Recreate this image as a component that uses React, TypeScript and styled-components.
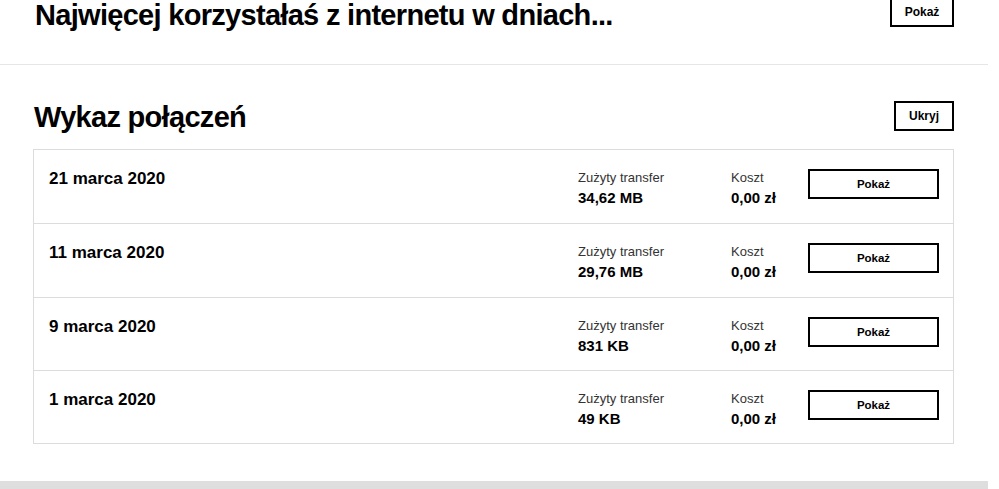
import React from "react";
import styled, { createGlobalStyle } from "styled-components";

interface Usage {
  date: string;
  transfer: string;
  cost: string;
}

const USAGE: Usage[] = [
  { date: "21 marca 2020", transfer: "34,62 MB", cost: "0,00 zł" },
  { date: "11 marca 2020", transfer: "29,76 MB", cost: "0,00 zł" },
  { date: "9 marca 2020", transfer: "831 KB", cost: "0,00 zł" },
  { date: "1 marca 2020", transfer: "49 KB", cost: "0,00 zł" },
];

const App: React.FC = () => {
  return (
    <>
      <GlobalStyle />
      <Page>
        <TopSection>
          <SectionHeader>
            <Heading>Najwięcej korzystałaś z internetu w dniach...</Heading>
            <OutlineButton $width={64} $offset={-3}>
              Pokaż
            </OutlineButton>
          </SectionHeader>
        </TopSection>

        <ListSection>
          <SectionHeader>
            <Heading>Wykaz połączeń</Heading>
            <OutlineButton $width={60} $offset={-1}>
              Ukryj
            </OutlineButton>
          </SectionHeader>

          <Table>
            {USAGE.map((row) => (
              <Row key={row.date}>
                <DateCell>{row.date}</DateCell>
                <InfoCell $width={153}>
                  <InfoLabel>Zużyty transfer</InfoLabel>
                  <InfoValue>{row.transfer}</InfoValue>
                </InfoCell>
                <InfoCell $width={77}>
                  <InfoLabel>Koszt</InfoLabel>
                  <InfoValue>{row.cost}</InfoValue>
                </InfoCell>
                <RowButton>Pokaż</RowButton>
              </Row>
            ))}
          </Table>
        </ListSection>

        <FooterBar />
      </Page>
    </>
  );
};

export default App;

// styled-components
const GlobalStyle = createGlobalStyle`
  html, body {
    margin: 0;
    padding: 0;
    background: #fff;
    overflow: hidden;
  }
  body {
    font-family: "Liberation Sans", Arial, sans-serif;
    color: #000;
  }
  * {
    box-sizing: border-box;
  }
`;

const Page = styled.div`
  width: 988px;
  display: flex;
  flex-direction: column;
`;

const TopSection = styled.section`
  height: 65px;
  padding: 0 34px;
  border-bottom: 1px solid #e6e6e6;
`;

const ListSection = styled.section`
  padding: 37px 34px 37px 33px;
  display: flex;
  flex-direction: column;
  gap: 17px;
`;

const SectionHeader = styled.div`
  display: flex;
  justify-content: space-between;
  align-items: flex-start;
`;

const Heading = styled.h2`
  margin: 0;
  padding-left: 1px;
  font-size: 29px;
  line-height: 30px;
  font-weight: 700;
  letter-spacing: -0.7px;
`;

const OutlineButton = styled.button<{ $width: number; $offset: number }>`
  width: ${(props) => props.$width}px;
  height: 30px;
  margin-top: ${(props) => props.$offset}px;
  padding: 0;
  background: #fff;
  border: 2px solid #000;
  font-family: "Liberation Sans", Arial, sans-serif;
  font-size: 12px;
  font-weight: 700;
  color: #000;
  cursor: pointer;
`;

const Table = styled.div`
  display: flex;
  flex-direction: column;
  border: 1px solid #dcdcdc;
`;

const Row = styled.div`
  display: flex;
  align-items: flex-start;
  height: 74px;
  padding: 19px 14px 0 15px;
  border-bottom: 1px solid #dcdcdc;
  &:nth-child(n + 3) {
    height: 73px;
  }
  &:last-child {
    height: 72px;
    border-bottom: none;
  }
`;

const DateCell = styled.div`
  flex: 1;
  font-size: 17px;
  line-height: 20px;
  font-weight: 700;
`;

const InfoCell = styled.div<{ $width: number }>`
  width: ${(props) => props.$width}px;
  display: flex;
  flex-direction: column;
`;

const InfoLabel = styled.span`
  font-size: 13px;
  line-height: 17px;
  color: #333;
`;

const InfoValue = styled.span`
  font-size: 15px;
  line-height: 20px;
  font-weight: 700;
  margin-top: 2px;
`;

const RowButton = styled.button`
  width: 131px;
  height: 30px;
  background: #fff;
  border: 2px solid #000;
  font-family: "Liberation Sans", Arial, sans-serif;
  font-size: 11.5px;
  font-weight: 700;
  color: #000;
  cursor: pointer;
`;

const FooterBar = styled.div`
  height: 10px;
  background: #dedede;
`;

◆ Task statement ◆
Only lines belong in the copy: transcribe those from the start of the data through the line that contains "</TopSection>", and skip the pictures.

◆ Completed task ◆
Recreate this image as a component that uses React, TypeScript and styled-components.
import React from "react";
import styled, { createGlobalStyle } from "styled-components";

interface Usage {
  date: string;
  transfer: string;
  cost: string;
}

const USAGE: Usage[] = [
  { date: "21 marca 2020", transfer: "34,62 MB", cost: "0,00 zł" },
  { date: "11 marca 2020", transfer: "29,76 MB", cost: "0,00 zł" },
  { date: "9 marca 2020", transfer: "831 KB", cost: "0,00 zł" },
  { date: "1 marca 2020", transfer: "49 KB", cost: "0,00 zł" },
];

const App: React.FC = () => {
  return (
    <>
      <GlobalStyle />
      <Page>
        <TopSection>
          <SectionHeader>
            <Heading>Najwięcej korzystałaś z internetu w dniach...</Heading>
            <OutlineButton $width={64} $offset={-3}>
              Pokaż
            </OutlineButton>
          </SectionHeader>
        </TopSection>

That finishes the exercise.